Apart from these six verbs, you can pretty much form the present subjunctive of any verb by following these guidelines:
1) Take the “yo” form of any verb.
2) Chop off the ending.
3) Add the following for -AR verbs: -e, – es, -e, -emos, -en. For -ER and -IR verbs add: -a, -as, -a, -amos, -an.
Let’s see how it works with a verb that has an irregularity in its “yo” form: tener. I’ll give both the indicative and subjunctive forms so you can see how it works:
Yo tengo tenga
Tú tienes tengas
El, ella, ud tiene tenga
Nosotros tenemos tengamos
Ellos, uds tienen tengan
Tener is a -ER verb, so its subjunctive endings are going to have a lot of a’s in them. The “yo” form is tengo. We simply lop off the “o” and add the appropriate endings to each person. That is our subjunctive.

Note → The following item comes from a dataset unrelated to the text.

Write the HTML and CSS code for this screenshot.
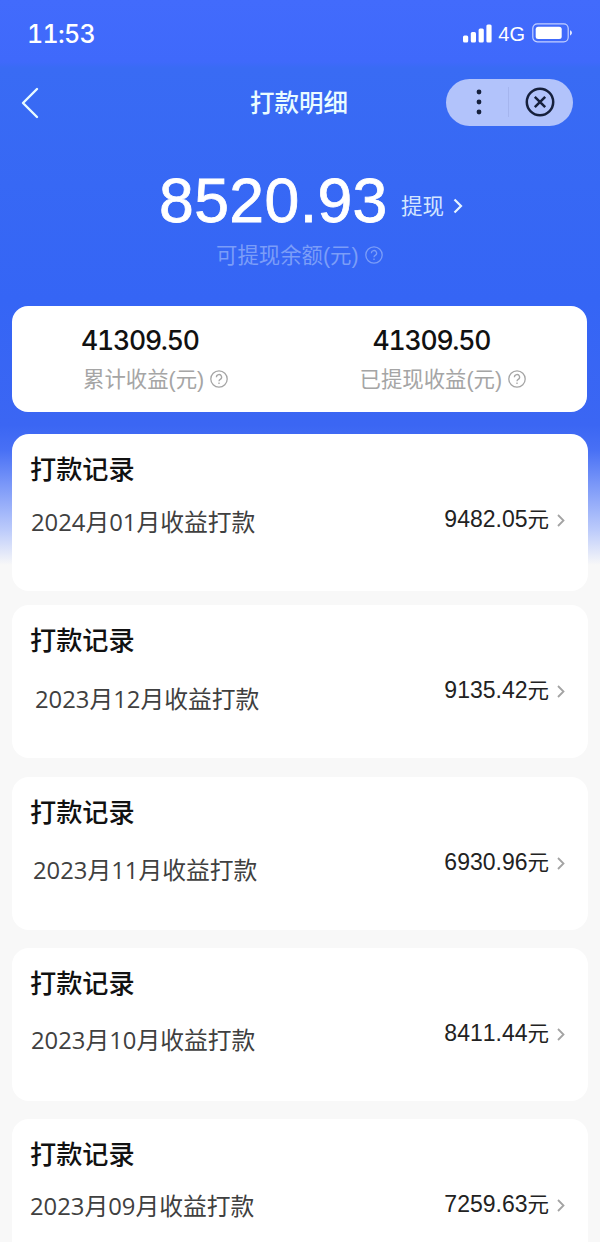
FILE: index.html
```html
<!DOCTYPE html>
<html lang="zh-CN">
<head>
  <meta charset="UTF-8">
  <meta name="viewport" content="width=device-width, initial-scale=1.0">
  <title>打款明细</title>
  <link rel="stylesheet" href="styles.css">
</head>
<body>

  <!-- Status bar -->
  <div class="status-bar">
    <span class="time">11:53</span>
    <div class="status-icons">
      <svg class="signal" width="29" height="19" viewBox="0 0 29 19" fill="#fff">
        <rect x="0" y="11.5" width="5.2" height="7" rx="1.5"/>
        <rect x="7.8" y="8" width="5.2" height="10.5" rx="1.5"/>
        <rect x="15.6" y="4.5" width="5.2" height="14" rx="1.5"/>
        <rect x="23.4" y="0.5" width="5.2" height="18" rx="1.5"/>
      </svg>
      <span class="network">4G</span>
      <svg class="battery" width="41" height="20" viewBox="0 0 41 20">
        <rect x="0.8" y="0.8" width="35.4" height="18" rx="4.5" fill="none" stroke="#c3d0ff" stroke-width="1.2"/>
        <rect x="3.7" y="3.7" width="26" height="12.4" rx="2.5" fill="#fff"/>
        <path d="M38 7.2c2.6 1 2.6 4.2 0 5.2z" fill="#dfe6ff"/>
      </svg>
    </div>
  </div>

  <!-- Nav bar -->
  <div class="nav-bar">
    <svg class="back" width="18" height="32" viewBox="0 0 18 32" fill="none" stroke="#e9fbff" stroke-width="2.4" stroke-linecap="round" stroke-linejoin="round">
      <path d="M16 2L2 16l14 14"/>
    </svg>
    <h1>打款明细</h1>
    <div class="capsule">
      <svg class="dots" width="6" height="26" viewBox="0 0 6 26" fill="#16203c">
        <circle cx="3" cy="3" r="2.4"/>
        <circle cx="3" cy="13" r="2.4"/>
        <circle cx="3" cy="23" r="2.4"/>
      </svg>
      <span class="divider"></span>
      <svg class="close" width="30" height="30" viewBox="0 0 30 30" fill="none" stroke="#16203c" stroke-width="2.5">
        <circle cx="15" cy="15" r="13.2"/>
        <path d="M9.8 9.8l10.4 10.4M20.2 9.8L9.8 20.2"/>
      </svg>
    </div>
  </div>

  <!-- Balance -->
  <div class="balance">
    <div class="balance-row">
      <span class="balance-number">8520.93</span>
      <span class="withdraw">提现</span>
      <svg class="withdraw-arrow" width="10" height="16" viewBox="0 0 10 16" fill="none" stroke="#e6f4ff" stroke-width="2.2">
        <path d="M1.5 1.5L8 8l-6.5 6.5"/>
      </svg>
    </div>
    <div class="balance-label">
      可提现余额(元)
      <svg class="help" width="18" height="18" viewBox="0 0 18 18" fill="none" stroke="currentColor" stroke-width="1.3">
        <circle cx="9" cy="9" r="8.2"/>
        <path d="M6.4 7.2a2.6 2.6 0 1 1 3.9 2.2c-.9.5-1.3.9-1.3 1.9M9 12.4v1.5"/>
      </svg>
    </div>
  </div>

  <!-- Totals -->
  <div class="totals">
    <div class="total">
      <div class="total-number">41309.50</div>
      <div class="total-label">
        累计收益(元)
        <svg class="help" width="18" height="18" viewBox="0 0 18 18" fill="none" stroke="currentColor" stroke-width="1.3">
          <circle cx="9" cy="9" r="8.2"/>
          <path d="M6.4 7.2a2.6 2.6 0 1 1 3.9 2.2c-.9.5-1.3.9-1.3 1.9M9 12.4v1.5"/>
        </svg>
      </div>
    </div>
    <div class="total total-paid">
      <div class="total-number">41309.50</div>
      <div class="total-label">
        已提现收益(元)
        <svg class="help" width="18" height="18" viewBox="0 0 18 18" fill="none" stroke="currentColor" stroke-width="1.3">
          <circle cx="9" cy="9" r="8.2"/>
          <path d="M6.4 7.2a2.6 2.6 0 1 1 3.9 2.2c-.9.5-1.3.9-1.3 1.9M9 12.4v1.5"/>
        </svg>
      </div>
    </div>
  </div>

  <!-- Records -->
  <div class="records">
    <div class="record record-jan">
      <h2>打款记录</h2>
      <div class="record-row">
        <span class="record-name">2024月01月收益打款</span>
        <span class="amount">9482.05<span class="unit">元</span></span>
        <svg class="arrow" width="8" height="13" viewBox="0 0 8 13" fill="none" stroke="#a3a3a3" stroke-width="1.8"><path d="M1 1l5.5 5.5L1 12"/></svg>
      </div>
    </div>
    <div class="record record-dec">
      <h2>打款记录</h2>
      <div class="record-row">
        <span class="record-name">2023月12月收益打款</span>
        <span class="amount">9135.42<span class="unit">元</span></span>
        <svg class="arrow" width="8" height="13" viewBox="0 0 8 13" fill="none" stroke="#a3a3a3" stroke-width="1.8"><path d="M1 1l5.5 5.5L1 12"/></svg>
      </div>
    </div>
    <div class="record record-nov">
      <h2>打款记录</h2>
      <div class="record-row">
        <span class="record-name">2023月11月收益打款</span>
        <span class="amount">6930.96<span class="unit">元</span></span>
        <svg class="arrow" width="8" height="13" viewBox="0 0 8 13" fill="none" stroke="#a3a3a3" stroke-width="1.8"><path d="M1 1l5.5 5.5L1 12"/></svg>
      </div>
    </div>
    <div class="record record-oct">
      <h2>打款记录</h2>
      <div class="record-row">
        <span class="record-name">2023月10月收益打款</span>
        <span class="amount">8411.44<span class="unit">元</span></span>
        <svg class="arrow" width="8" height="13" viewBox="0 0 8 13" fill="none" stroke="#a3a3a3" stroke-width="1.8"><path d="M1 1l5.5 5.5L1 12"/></svg>
      </div>
    </div>
    <div class="record record-sep">
      <h2>打款记录</h2>
      <div class="record-row">
        <span class="record-name">2023月09月收益打款</span>
        <span class="amount">7259.63<span class="unit">元</span></span>
        <svg class="arrow" width="8" height="13" viewBox="0 0 8 13" fill="none" stroke="#a3a3a3" stroke-width="1.8"><path d="M1 1l5.5 5.5L1 12"/></svg>
      </div>
    </div>
  </div>

</body>
</html>
```
FILE: styles.css
```css
* {
  box-sizing: border-box;
}
body {
  margin: 0;
  height: 1242px;
  overflow: hidden;
  font-family: "Liberation Sans", "Noto Sans CJK SC", sans-serif;
  font-kerning: none;
  background: #f8f8f8 linear-gradient(to bottom, #426bfc 0, #3f69fb 62px, #396bf4 68px, #3565f5 300px, #3b66f3 425px, #4870f5 450px, #7b98f8 485px, #bccbfb 530px, #f8f8f8 565px) no-repeat;
  background-size: 100% 1242px;
}
svg {
  display: block;
  flex: none;
}
/* Status bar */
.status-bar {
  display: flex;
  justify-content: space-between;
  align-items: center;
  height: 66px;
  padding: 0 27px 0 27px;
  color: #fff;
}
.time {
  padding-top: 2px;
  font: 500 25px/30px Inter, sans-serif;
  font-variant-numeric: tabular-nums;
  letter-spacing: -0.7px;
}
.status-icons {
  display: flex;
  align-items: center;
}
.network {
  margin: 0 7px 0 6px;
  padding-top: 2px;
  font-size: 20px;
  line-height: 24px;
}
/* Nav bar */
.nav-bar {
  display: grid;
  grid-template-columns: 1fr auto 1fr;
  align-items: center;
  height: 72px;
  padding: 0 27px 0 21px;
}
h1 {
  margin: 0;
  padding: 3px 0 0 4px;
  font-size: 24.5px;
  font-weight: 500;
  line-height: 36px;
  color: #eafcff;
}
.back {
  margin-top: 2px;
}
.capsule {
  justify-self: end;
  display: flex;
  align-items: center;
  width: 127px;
  height: 47px;
  padding: 0 17px 0 30px;
  border-radius: 24px;
  background: #b2c3fb;
}
.divider {
  width: 1px;
  height: 30px;
  margin: 0 16px 0 26px;
  background: #a5b5ee;
}
/* Balance */
.balance {
  height: 168px;
  padding-top: 27px;
}
.balance-row {
  display: flex;
  align-items: center;
  height: 72px;
  padding-left: 159px;
}
.balance-number {
  width: 242px;
  margin-top: -2px;
  font-size: 62.5px;
  line-height: 72px;
  letter-spacing: 0.4px;
  -webkit-text-stroke: 0.8px #fff;
  color: #fff;
}
.withdraw {
  margin: 12px 9px 0 0;
  font-size: 21.5px;
  line-height: 32px;
  color: #d4e5ff;
}
.withdraw-arrow {
  margin-top: 9px;
}
.balance-label,
.total-label {
  display: flex;
  align-items: center;
  gap: 6px;
  font-size: 21.4px;
  line-height: 30px;
}
.balance-label {
  padding: 4px 0 0 216px;
  color: #7b9df8;
}
.help {
  margin-top: -2px;
}
/* Totals */
.totals {
  display: grid;
  grid-template-columns: 1fr 1fr;
  width: 575px;
  height: 106px;
  margin: 0 0 22px 12px;
  padding-top: 18px;
  border-radius: 16px;
  background: #fff;
}
.total {
  padding-left: 69px;
}
.total-number {
  font: 450 26.5px/32px Inter, sans-serif;
  font-variant-numeric: tabular-nums;
  letter-spacing: -1.2px;
  color: #111;
}
.total-label {
  margin-top: 9px;
  padding-left: 2px;
  color: #a5a5a5;
}
.total-paid {
  padding-left: 60px;
}
.total-paid .total-number {
  padding-left: 13px;
}
.total-paid .total-label {
  padding-left: 0;
}
/* Payment records */
.records {
  padding: 0 12px;
}
.record {
  height: 153px;
  margin-bottom: 18px;
  padding: 19px 22px 0 18px;
  border-radius: 17px;
  background: #fff;
}
h2 {
  margin: 0;
  font-size: 26.2px;
  font-weight: 500;
  line-height: 34px;
  color: #111;
}
.record-row {
  display: flex;
  align-items: flex-start;
  margin-top: 16px;
}
.record-name {
  flex: 1;
  font-family: "Open Sans", "Noto Sans CJK SC", sans-serif;
  font-size: 23.8px;
  line-height: 32px;
  color: #404040;
}
.amount {
  font-size: 23px;
  line-height: 32px;
  color: #222;
}
.unit {
  font-size: 21.5px;
}
.arrow {
  margin: 11px 1px 0 8px;
}
/* Each month's caption sits at its own offset */
.record-jan {
  height: 157px;
  margin-bottom: 14px;
}
.record-jan .record-name {
  padding: 3px 0 0 1px;
}
.record-dec {
  margin-bottom: 19px;
}
.record-dec .record-name {
  padding: 9px 0 0 5px;
}
.record-nov .record-name {
  padding: 8px 0 0 3px;
}
.record-oct .record-name {
  padding: 7px 0 0 1px;
}
.record-sep .record-name {
  padding: 2px 0 0 0;
}
```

If you know how to use the present indicative “yo” form of any verb, then you simply need to know the right endings and voilà (not a Spanish word), you have your subjunctive (ok, so there are, as I mentioned, a few spelling irregularities here and there and even a few stem-changing verbs, but let’s not get into the weeds now). Here’s one more example with salir to reinforce the point that forming the subjunctive is a mostly simple affair:
Yo salgo salga
Tú sales salgas
El, ella, ud sale salga
Nosotros salimos salgamos
Ellos, uds salen salgan
There are plenty of websites to practice creating the subjunctive, my favorite of which is www.studyspanish.com, the site I mentioned last week. It takes a little bit of drilling and practice to master, but if you can internalize the concept that -AR verbs generally act like -ER verbs and -ER and -IR verbs act like -AR verbs, that they basically do the reverse of what you learned in Spanish 101 class, and then apply the “yo” rules above, then you are well on your way to being able to produce the subjunctive anytime doubt, desire, uncertainty or an existential crisis strike.

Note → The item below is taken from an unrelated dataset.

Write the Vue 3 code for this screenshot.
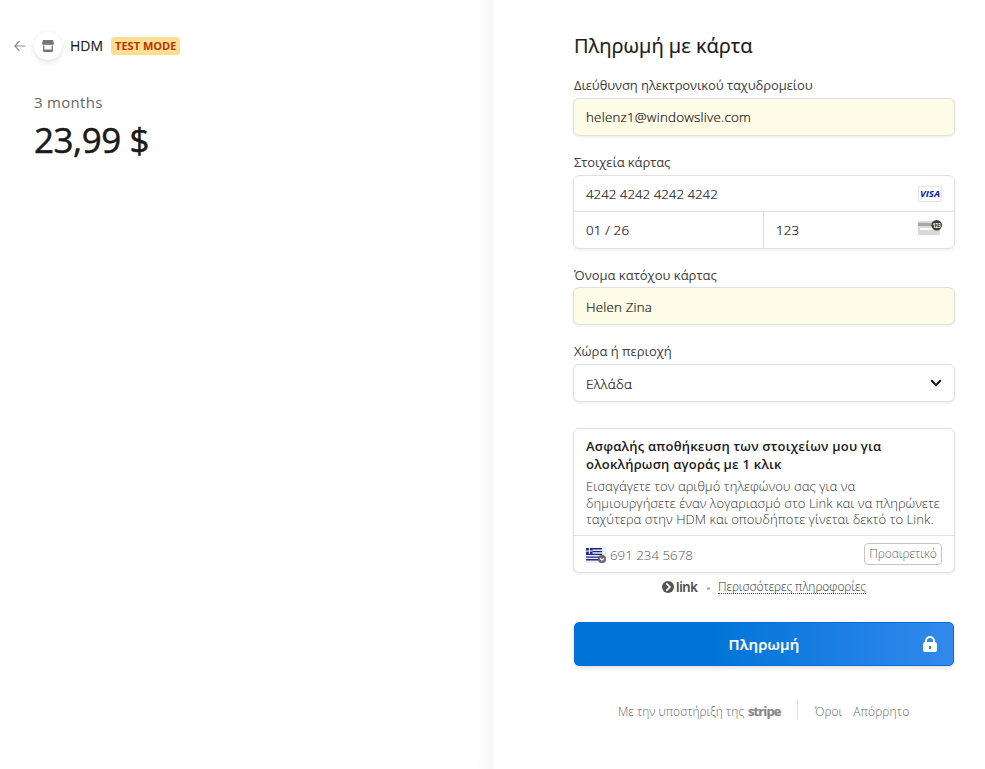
<script setup>
const legal = ['Όροι', 'Απόρρητο']
</script>

<template>
  <main class="checkout">
    <section class="summary">
      <header class="brand">
        <svg class="back" width="12" height="12" viewBox="0 0 12 12"><path d="M11.500 6H1M5.500 1.200 .8 6l4.700 4.800" /></svg>
        <span class="avatar">
          <svg width="12" height="12" viewBox="0 0 12 12"><path d="M1 0h10l1 3.200c0 1-.7 1.700-1.500 1.700S9 4.400 9 4.400s-.6.500-1.500.5S6 4.400 6 4.400s-.6.500-1.500.5S3 4.400 3 4.400s-.6.500-1.500.5S0 4.200 0 3.200z" /><path d="M1 5.500h1.300v4.100h7.400V5.500H11V11a1 1 0 0 1-1 1H2a1 1 0 0 1-1-1z" /></svg>
        </span>
        <span class="name">HDM</span>
        <span class="badge">TEST MODE</span>
      </header>
      <div class="product">3 months</div>
      <div class="price">23,99 $</div>
    </section>

    <section class="payment">
      <h1>Πληρωμή με κάρτα</h1>

      <label class="tight">Διεύθυνση ηλεκτρονικού ταχυδρομείου</label>
      <div class="field filled email">helenz1@windowslive.com</div>

      <label class="tight">Στοιχεία κάρτας</label>
      <div class="card-box">
        <div class="row number">
          <span>4242 4242 4242 4242</span>
          <svg class="visa" width="24" height="16" viewBox="0 0 24 16"><rect x=".5" y=".5" width="23" height="15" /><text x="2" y="11.300" textLength="20" lengthAdjust="spacingAndGlyphs">VISA</text></svg>
        </div>
        <div class="row">
          <div class="half">01 / 26</div>
          <div class="half">
            <span>123</span>
            <svg class="cvc" width="24" height="16" viewBox="0 0 24 16"><path d="M0 1h22v13a1 1 0 0 1-1 1H1a1 1 0 0 1-1-1z" fill="#d9d9d9" /><path d="M0 3h16v3H0z" fill="#a8a8a8" /><path d="M2 8h14v2H2z" fill="#fff" /><circle cx="18.700" cy="5.200" r="5.300" fill="#3c3c3c" /><text x="14.700" y="7.900" textLength="8" lengthAdjust="spacingAndGlyphs">123</text></svg>
          </div>
        </div>
      </div>

      <label class="holder-label">Όνομα κατόχου κάρτας</label>
      <div class="field filled holder">Helen Zina</div>

      <label>Χώρα ή περιοχή</label>
      <div class="field select">
        <span>Ελλάδα</span>
        <svg width="12" height="8" viewBox="0 0 12 8"><path d="m1.200 1.200 4.800 4.900 4.800-4.900" /></svg>
      </div>

      <div class="link-box">
        <div class="link-copy">
          <h2>Ασφαλής αποθήκευση των στοιχείων μου για<br>ολοκλήρωση αγοράς με 1 κλικ</h2>
          <p>Εισαγάγετε τον αριθμό τηλεφώνου σας για να<br>δημιουργήσετε έναν λογαριασμό στο Link και να πληρώνετε<br>ταχύτερα στην HDM και οπουδήποτε γίνεται δεκτό το Link.</p>
        </div>
        <div class="phone">
          <svg width="20" height="16" viewBox="0 0 20 16"><path fill="#e6edfb" d="M0 0h20v16H0z" /><path fill="#25258a" d="M0 1h16v1.500H0zM0 4h16v1.300H0zM0 6.700h16V8H0zM0 9.400h16v1.300H0zM0 12.100h16v1.500H0zM0 1h6.500v6H0z" /><path d="M3.300 1v6M0 4h6.500" stroke="#fff" /><circle cx="16" cy="12" r="4" fill="#666" /><path d="m14 11.300 2 1.900 2-1.900" fill="none" stroke="#fff" stroke-width="1.200" /></svg>
          <span class="number-hint">691 234 5678</span>
          <span class="optional">Προαιρετικό</span>
        </div>
      </div>

      <div class="link-more">
        <svg width="12" height="12" viewBox="0 0 12 12"><circle cx="6" cy="6" r="6" fill="#555" /><path d="M4.300 2.400 7.900 6 4.300 9.600" fill="none" stroke="#fff" stroke-width="1.700" /><path d="M2.200 6h3.200" stroke="#555" stroke-width="1.500" /></svg>
        <b>link</b>
        <i></i>
        <u>Περισσότερες πληροφορίες</u>
      </div>

      <button type="button">
        <span>Πληρωμή</span>
        <svg width="14" height="16" viewBox="0 0 14 16"><path fill="#fff" fill-rule="evenodd" d="M2 6V5a5 5 0 0 1 10 0v1a2 2 0 0 1 2 2v6a2 2 0 0 1-2 2H2a2 2 0 0 1-2-2V8a2 2 0 0 1 2-2zm2 0h6V5a3 3 0 0 0-6 0zm2 4v3h2v-3z" /></svg>
      </button>

      <footer>
        <span>Με την υποστήριξη της</span>
        <b>stripe</b>
        <hr>
        <a v-for="item in legal" :key="item">{{ item }}</a>
      </footer>
    </section>
  </main>
</template>

<style>
body { margin: 0; background: #fff; overflow: hidden; }
</style>

<style scoped>
* { box-sizing: border-box; }
.checkout { display: flex; height: 769px; font-family: "Open Sans", "Noto Sans", sans-serif; color: #1a1a1a; font-size: 13px; white-space: nowrap; }
.summary { width: 494px; padding: 32px 0 0 14px; background: linear-gradient(to left, #f8f8f8, #fff 18px); }
.brand { display: flex; align-items: center; height: 28px; }
.back { fill: none; stroke: #8d8d8d; stroke-width: 1.200; }
.avatar { display: flex; align-items: center; justify-content: center; width: 28px; height: 28px; margin: 0 8px; border-radius: 50%; box-shadow: 0 2px 5px rgba(0, 0, 0, .12); fill: #757575; background: #fff; }
.name { font-size: 14px; line-height: 18px; margin-top: -1px; -webkit-text-stroke: .15px #1a1a1a; }
.badge { height: 18px; margin-left: 8px; padding: 0 4px; border-radius: 4px; background: #ffde92; color: #b13600; font-size: 11px; font-weight: 700; line-height: 18px; }
.product { margin: 32px 0 0 20px; font-size: 15px; line-height: 20px; letter-spacing: .3px; color: #666; }
.price { margin: 3px 0 0 20px; font-size: 35px; line-height: 50px; letter-spacing: -.45px; -webkit-text-stroke: .5px #1a1a1a; }
.payment { width: 382px; margin-left: 79px; padding-top: 32px; }
h1 { margin: 0 0 0 1px; font-size: 20px; font-weight: 400; line-height: 28px; -webkit-text-stroke: .2px #1a1a1a; }
label { display: block; height: 26px; margin-top: 13px; padding-left: 1px; font-size: 13px; line-height: 26px; color: #404040; }
.tight { letter-spacing: -.1px; }
h1 + label { margin-top: 12px; }
.holder-label { height: 25px; }
.field { display: flex; align-items: center; height: 38px; padding: 0 12px; border: 1px solid #e0e0e0; border-radius: 6px; box-shadow: 0 1px 3px rgba(0, 0, 0, .08); background: #fff; font-size: 13.300px; font-weight: 300; -webkit-text-stroke: .2px #111; }
.filled { background: #fefbe6; }
.email { letter-spacing: .25px; }
.holder { padding-top: 2px; letter-spacing: .2px; }
.card-box { height: 74px; border: 1px solid #e0e0e0; border-radius: 6px; box-shadow: 0 1px 3px rgba(0, 0, 0, .08); font-size: 13.300px; font-weight: 300; }
.row { display: flex; height: 36px; }
.number, .half { -webkit-text-stroke: .2px #111; }
.number { align-items: center; justify-content: space-between; padding: 0 12px; border-bottom: 1px solid #e0e0e0; }
.half { display: flex; align-items: center; justify-content: space-between; width: 189px; padding: 0 12px; letter-spacing: .2px; }
.half + .half { width: 191px; border-left: 1px solid #e0e0e0; }
.visa rect { fill: #fff; stroke: #e6e6e6; }
.visa text { fill: #0a16c8; font: italic 700 9.500px "Open Sans", sans-serif; -webkit-text-stroke: 0; }
.cvc { margin-bottom: 5px; overflow: visible; letter-spacing: 0; }
.cvc text { fill: #fff; font: 700 7.500px "Open Sans", sans-serif; -webkit-text-stroke: 0; }
.select { justify-content: space-between; letter-spacing: .35px; }
.select span { padding-top: 1px; }
.select svg { fill: none; stroke: #111; stroke-width: 2; -webkit-text-stroke: 0; }
.link-box { height: 145px; margin-top: 26px; border: 1px solid #e0e0e0; border-radius: 6px; box-shadow: 0 1px 3px rgba(0, 0, 0, .08); }
.link-copy { height: 107px; padding: 8px 12px; border-bottom: 1px solid #e0e0e0; }
h2 { margin: 0; font-size: 13px; font-weight: 600; line-height: 18px; letter-spacing: .2px; }
p { margin: 5px 0 0; font-size: 13px; font-weight: 300; line-height: 16.500px; letter-spacing: .06px; color: #333; }
.phone { display: flex; align-items: center; height: 37px; padding: 0 12px; }
.number-hint { margin-left: 4px; font-size: 13.300px; font-weight: 300; color: #555; }
.optional { width: 78px; height: 22px; margin: -2px 0 0 auto; border: 1px solid #c4c4c4; border-radius: 4px; font-size: 12px; font-weight: 300; line-height: 19px; text-align: center; color: #666; }
.link-more { display: flex; align-items: center; height: 20px; margin: 4px 0 0 89px; }
.link-more b { width: 22px; margin-left: 2px; font: 600 13.500px/18px Inter, sans-serif; letter-spacing: -.4px; color: #505050; }
.link-more i { width: 3px; height: 3px; margin: 2px 8px 0 9px; border-radius: 50%; background: #aaa; }
.link-more u { text-decoration: none; border-bottom: 1px dotted #444; font-size: 12px; font-weight: 300; line-height: 13px; letter-spacing: -.06px; color: #333; }
button { display: flex; align-items: center; justify-content: center; position: relative; width: 380px; height: 44px; margin: 25px 0 0 1px; border: 1px solid #0a6cdb; border-radius: 5px; background: linear-gradient(90deg, #0074d8 35%, #3289ec); box-shadow: 0 2px 4px rgba(0, 0, 0, .13); color: #fff; font: 600 15px "Open Sans", sans-serif; letter-spacing: .2px; -webkit-text-stroke: .2px #fff; }
button span { margin-top: -1px; }
button svg { position: absolute; right: 16px; }
footer { display: flex; align-items: center; height: 24px; margin: 33px 0 0 45px; font-size: 12px; font-weight: 300; color: #666; }
footer span { width: 126px; }
footer b { width: 34px; margin-left: 4px; font: 700 13px/20px "Open Sans", sans-serif; letter-spacing: -.9px; color: #888; -webkit-text-stroke: .2px #888; }
hr { width: 1px; height: 22px; margin: -5px 16px 0 15px; border: 0; background: #e3e3e3; }
a { margin-left: 1px; }
a + a { margin-left: 11px; letter-spacing: .15px; }
</style>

We’ll continue with the subjunctive in another post, as there’s more to discuss. I’ll leave things here for now to ensure that I don’t overwhelm you or, conversely, that I don’t miss some important point which occurs to me later (the word occurs in this sentence would be subjunctive in Spanish… I’ll explain after Christmas sometime). Meanwhile, espero que tengan todos una sana, bendita y muy feliz Navidad. Nos vemos aquí muy pronto…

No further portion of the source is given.